-- Written problem --
Print out the material that follows word for word.

>> BEGIN

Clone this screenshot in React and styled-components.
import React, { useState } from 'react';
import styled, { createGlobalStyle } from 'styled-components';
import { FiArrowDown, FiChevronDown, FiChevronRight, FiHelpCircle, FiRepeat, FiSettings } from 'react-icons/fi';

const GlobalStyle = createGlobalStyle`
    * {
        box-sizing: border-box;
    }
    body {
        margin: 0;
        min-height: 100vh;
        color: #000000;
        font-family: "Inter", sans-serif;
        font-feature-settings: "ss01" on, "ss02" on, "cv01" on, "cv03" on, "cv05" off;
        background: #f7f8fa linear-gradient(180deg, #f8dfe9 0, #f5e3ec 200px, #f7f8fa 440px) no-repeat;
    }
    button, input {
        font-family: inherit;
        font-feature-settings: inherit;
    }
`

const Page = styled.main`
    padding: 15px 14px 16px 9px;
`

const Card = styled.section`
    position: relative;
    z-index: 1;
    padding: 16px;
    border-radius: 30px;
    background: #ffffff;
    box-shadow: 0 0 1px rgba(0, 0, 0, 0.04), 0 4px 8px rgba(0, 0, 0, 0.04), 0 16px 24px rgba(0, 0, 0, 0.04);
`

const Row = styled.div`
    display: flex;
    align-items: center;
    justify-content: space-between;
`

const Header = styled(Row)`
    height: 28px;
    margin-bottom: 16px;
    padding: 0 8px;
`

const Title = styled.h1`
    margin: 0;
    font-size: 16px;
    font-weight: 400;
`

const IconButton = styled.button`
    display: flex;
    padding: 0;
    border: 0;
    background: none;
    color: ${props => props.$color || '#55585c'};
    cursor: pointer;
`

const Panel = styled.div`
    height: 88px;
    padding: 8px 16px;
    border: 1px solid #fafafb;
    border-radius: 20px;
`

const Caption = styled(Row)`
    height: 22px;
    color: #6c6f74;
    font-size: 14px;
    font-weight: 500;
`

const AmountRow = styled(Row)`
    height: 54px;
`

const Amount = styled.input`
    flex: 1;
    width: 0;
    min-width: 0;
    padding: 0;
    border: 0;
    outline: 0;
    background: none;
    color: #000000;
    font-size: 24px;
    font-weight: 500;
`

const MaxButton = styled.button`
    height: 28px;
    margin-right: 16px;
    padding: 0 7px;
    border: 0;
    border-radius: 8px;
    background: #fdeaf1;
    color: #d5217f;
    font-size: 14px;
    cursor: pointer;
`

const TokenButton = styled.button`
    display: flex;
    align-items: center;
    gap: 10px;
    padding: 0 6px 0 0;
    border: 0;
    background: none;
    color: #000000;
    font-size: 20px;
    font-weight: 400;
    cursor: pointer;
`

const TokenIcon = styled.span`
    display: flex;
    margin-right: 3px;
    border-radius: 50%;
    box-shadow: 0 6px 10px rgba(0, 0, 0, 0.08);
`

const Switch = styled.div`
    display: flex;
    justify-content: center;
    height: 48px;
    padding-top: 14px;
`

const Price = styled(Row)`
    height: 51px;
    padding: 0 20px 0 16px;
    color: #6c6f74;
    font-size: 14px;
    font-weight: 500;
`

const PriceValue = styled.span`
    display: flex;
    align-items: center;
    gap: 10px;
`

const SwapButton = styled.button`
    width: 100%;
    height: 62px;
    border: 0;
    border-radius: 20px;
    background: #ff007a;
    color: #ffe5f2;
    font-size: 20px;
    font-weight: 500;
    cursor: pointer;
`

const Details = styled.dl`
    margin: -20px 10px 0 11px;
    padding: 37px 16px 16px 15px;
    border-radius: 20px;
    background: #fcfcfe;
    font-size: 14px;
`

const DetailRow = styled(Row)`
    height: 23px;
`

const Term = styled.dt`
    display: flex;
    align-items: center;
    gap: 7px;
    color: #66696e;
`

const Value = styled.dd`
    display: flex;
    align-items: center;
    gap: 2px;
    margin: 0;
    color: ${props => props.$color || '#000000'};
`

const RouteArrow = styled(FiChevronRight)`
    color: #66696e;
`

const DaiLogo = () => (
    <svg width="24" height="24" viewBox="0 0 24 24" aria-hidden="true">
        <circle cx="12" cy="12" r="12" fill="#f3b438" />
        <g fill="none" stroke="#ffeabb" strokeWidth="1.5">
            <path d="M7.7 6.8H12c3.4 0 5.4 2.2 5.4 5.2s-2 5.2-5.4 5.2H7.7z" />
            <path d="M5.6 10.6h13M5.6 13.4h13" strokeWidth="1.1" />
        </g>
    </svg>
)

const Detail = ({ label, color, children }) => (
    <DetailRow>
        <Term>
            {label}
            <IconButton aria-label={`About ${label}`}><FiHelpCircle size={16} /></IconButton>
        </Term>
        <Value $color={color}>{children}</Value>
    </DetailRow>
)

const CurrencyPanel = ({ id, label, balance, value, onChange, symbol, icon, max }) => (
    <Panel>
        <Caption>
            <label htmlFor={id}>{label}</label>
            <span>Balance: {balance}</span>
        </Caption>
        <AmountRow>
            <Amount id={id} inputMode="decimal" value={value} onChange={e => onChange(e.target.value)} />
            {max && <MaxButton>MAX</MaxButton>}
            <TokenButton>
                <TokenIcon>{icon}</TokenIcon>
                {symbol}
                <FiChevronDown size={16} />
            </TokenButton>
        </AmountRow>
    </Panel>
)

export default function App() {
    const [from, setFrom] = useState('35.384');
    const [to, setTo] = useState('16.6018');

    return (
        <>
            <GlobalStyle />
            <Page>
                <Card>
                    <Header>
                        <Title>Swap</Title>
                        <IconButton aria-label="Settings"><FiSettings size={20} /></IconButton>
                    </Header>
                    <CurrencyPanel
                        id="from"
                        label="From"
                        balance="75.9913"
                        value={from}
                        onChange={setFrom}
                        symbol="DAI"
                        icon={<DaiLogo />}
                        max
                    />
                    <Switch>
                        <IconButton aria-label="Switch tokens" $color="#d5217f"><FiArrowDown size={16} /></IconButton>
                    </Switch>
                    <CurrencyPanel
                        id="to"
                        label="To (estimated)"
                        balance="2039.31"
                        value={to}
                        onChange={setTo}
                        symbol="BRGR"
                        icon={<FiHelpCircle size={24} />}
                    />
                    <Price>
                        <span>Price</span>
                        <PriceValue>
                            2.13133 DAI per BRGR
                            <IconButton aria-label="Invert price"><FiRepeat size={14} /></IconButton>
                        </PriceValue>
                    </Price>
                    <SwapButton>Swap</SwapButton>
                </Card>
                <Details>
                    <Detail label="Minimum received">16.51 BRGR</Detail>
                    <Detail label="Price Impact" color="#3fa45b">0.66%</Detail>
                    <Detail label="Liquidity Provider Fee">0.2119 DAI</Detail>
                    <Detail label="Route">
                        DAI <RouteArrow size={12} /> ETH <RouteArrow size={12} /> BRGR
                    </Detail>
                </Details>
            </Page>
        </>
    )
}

>> END

-- The output --
Clone this screenshot in React and styled-components.
import React, { useState } from 'react';
import styled, { createGlobalStyle } from 'styled-components';
import { FiArrowDown, FiChevronDown, FiChevronRight, FiHelpCircle, FiRepeat, FiSettings } from 'react-icons/fi';

const GlobalStyle = createGlobalStyle`
    * {
        box-sizing: border-box;
    }
    body {
        margin: 0;
        min-height: 100vh;
        color: #000000;
        font-family: "Inter", sans-serif;
        font-feature-settings: "ss01" on, "ss02" on, "cv01" on, "cv03" on, "cv05" off;
        background: #f7f8fa linear-gradient(180deg, #f8dfe9 0, #f5e3ec 200px, #f7f8fa 440px) no-repeat;
    }
    button, input {
        font-family: inherit;
        font-feature-settings: inherit;
    }
`

const Page = styled.main`
    padding: 15px 14px 16px 9px;
`

const Card = styled.section`
    position: relative;
    z-index: 1;
    padding: 16px;
    border-radius: 30px;
    background: #ffffff;
    box-shadow: 0 0 1px rgba(0, 0, 0, 0.04), 0 4px 8px rgba(0, 0, 0, 0.04), 0 16px 24px rgba(0, 0, 0, 0.04);
`

const Row = styled.div`
    display: flex;
    align-items: center;
    justify-content: space-between;
`

const Header = styled(Row)`
    height: 28px;
    margin-bottom: 16px;
    padding: 0 8px;
`

const Title = styled.h1`
    margin: 0;
    font-size: 16px;
    font-weight: 400;
`

const IconButton = styled.button`
    display: flex;
    padding: 0;
    border: 0;
    background: none;
    color: ${props => props.$color || '#55585c'};
    cursor: pointer;
`

const Panel = styled.div`
    height: 88px;
    padding: 8px 16px;
    border: 1px solid #fafafb;
    border-radius: 20px;
`

const Caption = styled(Row)`
    height: 22px;
    color: #6c6f74;
    font-size: 14px;
    font-weight: 500;
`

const AmountRow = styled(Row)`
    height: 54px;
`

const Amount = styled.input`
    flex: 1;
    width: 0;
    min-width: 0;
    padding: 0;
    border: 0;
    outline: 0;
    background: none;
    color: #000000;
    font-size: 24px;
    font-weight: 500;
`

const MaxButton = styled.button`
    height: 28px;
    margin-right: 16px;
    padding: 0 7px;
    border: 0;
    border-radius: 8px;
    background: #fdeaf1;
    color: #d5217f;
    font-size: 14px;
    cursor: pointer;
`

const TokenButton = styled.button`
    display: flex;
    align-items: center;
    gap: 10px;
    padding: 0 6px 0 0;
    border: 0;
    background: none;
    color: #000000;
    font-size: 20px;
    font-weight: 400;
    cursor: pointer;
`

const TokenIcon = styled.span`
    display: flex;
    margin-right: 3px;
    border-radius: 50%;
    box-shadow: 0 6px 10px rgba(0, 0, 0, 0.08);
`

const Switch = styled.div`
    display: flex;
    justify-content: center;
    height: 48px;
    padding-top: 14px;
`

const Price = styled(Row)`
    height: 51px;
    padding: 0 20px 0 16px;
    color: #6c6f74;
    font-size: 14px;
    font-weight: 500;
`

const PriceValue = styled.span`
    display: flex;
    align-items: center;
    gap: 10px;
`

const SwapButton = styled.button`
    width: 100%;
    height: 62px;
    border: 0;
    border-radius: 20px;
    background: #ff007a;
    color: #ffe5f2;
    font-size: 20px;
    font-weight: 500;
    cursor: pointer;
`

const Details = styled.dl`
    margin: -20px 10px 0 11px;
    padding: 37px 16px 16px 15px;
    border-radius: 20px;
    background: #fcfcfe;
    font-size: 14px;
`

const DetailRow = styled(Row)`
    height: 23px;
`

const Term = styled.dt`
    display: flex;
    align-items: center;
    gap: 7px;
    color: #66696e;
`

const Value = styled.dd`
    display: flex;
    align-items: center;
    gap: 2px;
    margin: 0;
    color: ${props => props.$color || '#000000'};
`

const RouteArrow = styled(FiChevronRight)`
    color: #66696e;
`

const DaiLogo = () => (
    <svg width="24" height="24" viewBox="0 0 24 24" aria-hidden="true">
        <circle cx="12" cy="12" r="12" fill="#f3b438" />
        <g fill="none" stroke="#ffeabb" strokeWidth="1.5">
            <path d="M7.7 6.8H12c3.4 0 5.4 2.2 5.4 5.2s-2 5.2-5.4 5.2H7.7z" />
            <path d="M5.6 10.6h13M5.6 13.4h13" strokeWidth="1.1" />
        </g>
    </svg>
)

const Detail = ({ label, color, children }) => (
    <DetailRow>
        <Term>
            {label}
            <IconButton aria-label={`About ${label}`}><FiHelpCircle size={16} /></IconButton>
        </Term>
        <Value $color={color}>{children}</Value>
    </DetailRow>
)

const CurrencyPanel = ({ id, label, balance, value, onChange, symbol, icon, max }) => (
    <Panel>
        <Caption>
            <label htmlFor={id}>{label}</label>
            <span>Balance: {balance}</span>
        </Caption>
        <AmountRow>
            <Amount id={id} inputMode="decimal" value={value} onChange={e => onChange(e.target.value)} />
            {max && <MaxButton>MAX</MaxButton>}
            <TokenButton>
                <TokenIcon>{icon}</TokenIcon>
                {symbol}
                <FiChevronDown size={16} />
            </TokenButton>
        </AmountRow>
    </Panel>
)

export default function App() {
    const [from, setFrom] = useState('35.384');
    const [to, setTo] = useState('16.6018');

    return (
        <>
            <GlobalStyle />
            <Page>
                <Card>
                    <Header>
                        <Title>Swap</Title>
                        <IconButton aria-label="Settings"><FiSettings size={20} /></IconButton>
                    </Header>
                    <CurrencyPanel
                        id="from"
                        label="From"
                        balance="75.9913"
                        value={from}
                        onChange={setFrom}
                        symbol="DAI"
                        icon={<DaiLogo />}
                        max
                    />
                    <Switch>
                        <IconButton aria-label="Switch tokens" $color="#d5217f"><FiArrowDown size={16} /></IconButton>
                    </Switch>
                    <CurrencyPanel
                        id="to"
                        label="To (estimated)"
                        balance="2039.31"
                        value={to}
                        onChange={setTo}
                        symbol="BRGR"
                        icon={<FiHelpCircle size={24} />}
                    />
                    <Price>
                        <span>Price</span>
                        <PriceValue>
                            2.13133 DAI per BRGR
                            <IconButton aria-label="Invert price"><FiRepeat size={14} /></IconButton>
                        </PriceValue>
                    </Price>
                    <SwapButton>Swap</SwapButton>
                </Card>
                <Details>
                    <Detail label="Minimum received">16.51 BRGR</Detail>
                    <Detail label="Price Impact" color="#3fa45b">0.66%</Detail>
                    <Detail label="Liquidity Provider Fee">0.2119 DAI</Detail>
                    <Detail label="Route">
                        DAI <RouteArrow size={12} /> ETH <RouteArrow size={12} /> BRGR
                    </Detail>
                </Details>
            </Page>
        </>
    )
}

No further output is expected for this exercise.